Are there always cycles in the extrapolations?

Corresponding turtle commands are matched with an interpolation function between the two values. We can see that each interpolated right command will cycle since for every unit increase in the interpolation/extrapolation parameter the angle is increased by the difference between the two angles in the original programs. So the values will cycle with a period of the greatest common divisor of the angle difference and 360. The full cycle is the least common multiple of the cycle length of each interpolated call to right. Similarly, the red, green, and blue colour components will cycle since they each have 256 distinct values.

Hence the sequence of the extrapolation between any two turtle programs whose sides have the same ratios will cycle except for the scale of the figures.
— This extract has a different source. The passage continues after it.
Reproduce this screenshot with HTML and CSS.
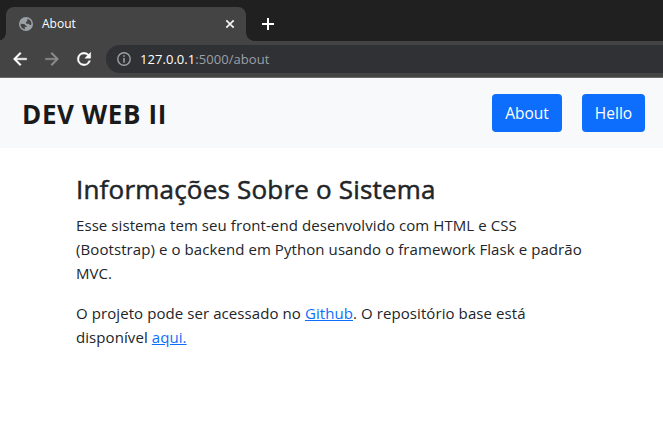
FILE: index.html
```html
<!DOCTYPE html>
<html lang="pt-br">
<head>
<meta charset="utf-8">
<title>About</title>
<link rel="stylesheet" href="styles.css">
</head>
<body>
<header class="browser">
  <div class="tabs">
    <div class="tab">
      <svg class="globe" viewBox="0 0 14 14"><circle cx="7" cy="7" r="7" fill="#9aa0a6"/><path d="M1.600 6.800l2.900.1c1.200 0 1.700.7 1.700 1.500h1.300v1.700H5.800v2.300A5.500 5.500 0 0 1 1.600 6.800zM8.700 1.800A5.500 5.500 0 0 1 12.400 7.600c-.6.500-1.500.4-2.100-.2-.4-.5-1-.6-1.700-.6-1.300 0-1.900-.7-1.700-1.600.1-.6.700-.8 1.300-.8V3.200z" fill="#444"/></svg>
      <span class="tab-title">About</span>
      <svg class="close" viewBox="0 0 10 10"><path d="M1.300 1.300l7.400 7.400M8.700 1.300L1.300 8.700" stroke="#f1f3f4" stroke-width="1.700"/></svg>
    </div>
    <svg class="plus" viewBox="0 0 12 12"><path d="M6 0v12M0 6h12" stroke="#fff" stroke-width="2"/></svg>
  </div>
  <div class="toolbar">
    <svg class="nav-icon" viewBox="0 0 24 24"><path fill="#fff" stroke="#fff" stroke-width=".5" d="M20 11H7.830l5.590-5.590L12 4l-8 8 8 8 1.410-1.410L7.830 13H20z"/></svg>
    <svg class="nav-icon" viewBox="0 0 24 24"><path fill="#8f8f8f" stroke="#8f8f8f" stroke-width=".4" d="M12 4l-1.410 1.410L16.170 11H4v2h12.170l-5.580 5.590L12 20l8-8z"/></svg>
    <svg class="nav-icon" viewBox="0 0 24 24"><path fill="#fff" stroke="#fff" stroke-width=".5" d="M17.650 6.350A7.960 7.960 0 0 0 12 4a8 8 0 1 0 7.730 10h-2.080A6 6 0 1 1 12 6c1.660 0 3.140.69 4.220 1.780L13 11h7V4z"/></svg>
    <div class="address">
      <svg class="info" viewBox="0 0 14 14"><circle cx="7" cy="7" r="6.200" fill="none" stroke="#9aa0a6" stroke-width="1.400"/><path d="M7 3.200v1.500M7 6v4.700" stroke="#9aa0a6" stroke-width="1.600"/></svg>
      <span class="url"><span class="host">127.0.0.1</span>:5000/about</span>
    </div>
  </div>
</header>
<nav class="navbar">
  <h1 class="brand">DEV WEB II</h1>
  <div class="actions">
    <a class="btn">About</a>
    <a class="btn btn-hello">Hello</a>
  </div>
</nav>
<main class="content">
  <h2>Informações Sobre o Sistema</h2>
  <p>Esse sistema tem seu front-end desenvolvido com HTML e CSS<br>(Bootstrap) e o backend em Python usando o framework Flask e padrão<br>MVC.</p>
  <p>O projeto pode ser acessado no <a class="link">Github</a>. O repositório base está<br>disponível <a class="link">aqui.</a></p>
</main>
</body>
</html>
```

FILE: styles.css
```css
* { box-sizing: border-box; }
body { margin: 0; background: #fff; color: #212529; font-family: "Open Sans", "Noto Sans", sans-serif; overflow: hidden; }
svg { display: block; flex: none; }

.browser { height: 78px; background: #444; border-bottom: 1px solid #6a6a6a; }
.tabs { height: 41px; display: flex; align-items: flex-end; background: #202020; padding-left: 6px; }
.tab { position: relative; width: 240px; height: 34px; display: flex; align-items: center; padding: 0 11px 0 13px; background: #444; border-radius: 8px 8px 0 0; }
.tab::before, .tab::after { content: ""; position: absolute; bottom: 0; width: 8px; height: 8px; }
.tab::before { left: -8px; background: radial-gradient(circle at 0 0, #202020 7.5px, #444 8px); }
.tab::after { right: -8px; background: radial-gradient(circle at 100% 0, #202020 7.5px, #444 8px); }
.globe { width: 14px; height: 14px; }
.tab-title { margin-left: 9px; flex: 1; font-size: 12px; line-height: 16px; color: #fff; }
.close { width: 10px; height: 10px; }
.plus { width: 12px; height: 12px; margin: 0 0 11px 16px; }
.toolbar { height: 36px; display: flex; align-items: center; padding-left: 10px; }
.nav-icon { width: 20px; height: 20px; margin-right: 12px; }
.address { flex: 1; height: 28px; display: flex; align-items: center; margin-right: -20px; padding-left: 11px; background: #303134; border-radius: 14px; }
.info { width: 14px; height: 14px; }
.url { margin-left: 9px; font-size: 13px; line-height: 18px; letter-spacing: .05px; color: #9aa0a6; white-space: nowrap; }
.host { color: #fff; }

.navbar { height: 70px; display: flex; align-items: center; justify-content: space-between; padding: 0 18px 0 22px; background: #f8f9fa; }
.brand { margin: 0; padding-top: 2px; font-size: 26px; font-weight: 700; line-height: 36px; letter-spacing: .65px; color: #1a1a1a; white-space: nowrap; }
.actions { display: flex; gap: 20px; }
.btn { width: 70px; height: 38px; border-radius: 4px; background: #0d6efd; color: #fff; font-size: 15.5px; line-height: 38px; text-align: center; }
.btn-hello { width: 63px; }

.content { padding: 24px 0 0 76px; white-space: nowrap; }
h2 { margin: 0 0 7px; font-size: 26px; font-weight: 400; line-height: 34px; letter-spacing: .2px; -webkit-text-stroke: .5px #212529; }
p { margin: 0 0 16px; font-size: 15px; line-height: 24px; letter-spacing: .08px; }
.link { color: #0d6efd; text-decoration: underline; }
```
If the canonicalised form of the two programs has identical calls to forward then the scale will remain constant.

Can all turtle programs be interpolated?

My program interpolator currently only works with programs built using the following primitives: forward, right, repeat, setPenColour, penUp, and penDown. This list could be greatly expanded. It is an open research question as to how to deal with conditionals, recursion, state variables, and calls to repeat with a non-constant repeat count. Note, however, that the current set of primitives is adequate for expressing all fixed instruction turtle programs. Only figures produced by infinite processes (e.g., fractals or spirals) are missing.

The history and future of the program interpolator

I first built the program interpolator in 1978. I used it an “improvisational” computer animated film called Two Nights on a Computer that was shown in the Boston area and in some film festivals. I recreated the program interpolator in 2006 in Imagine Logo. I have no plans to develop it further (though I may just for its recreational value). Anyone who wants to explore it further (either aesthetically or computationally) is welcome to the source code.

References

[1] Harold Abelson and Andrea A. diSessa. Turtle Geometry, the Computer as a Medium for Exploring Mathematics. The MIT Press, Cambridge, MA, 1981.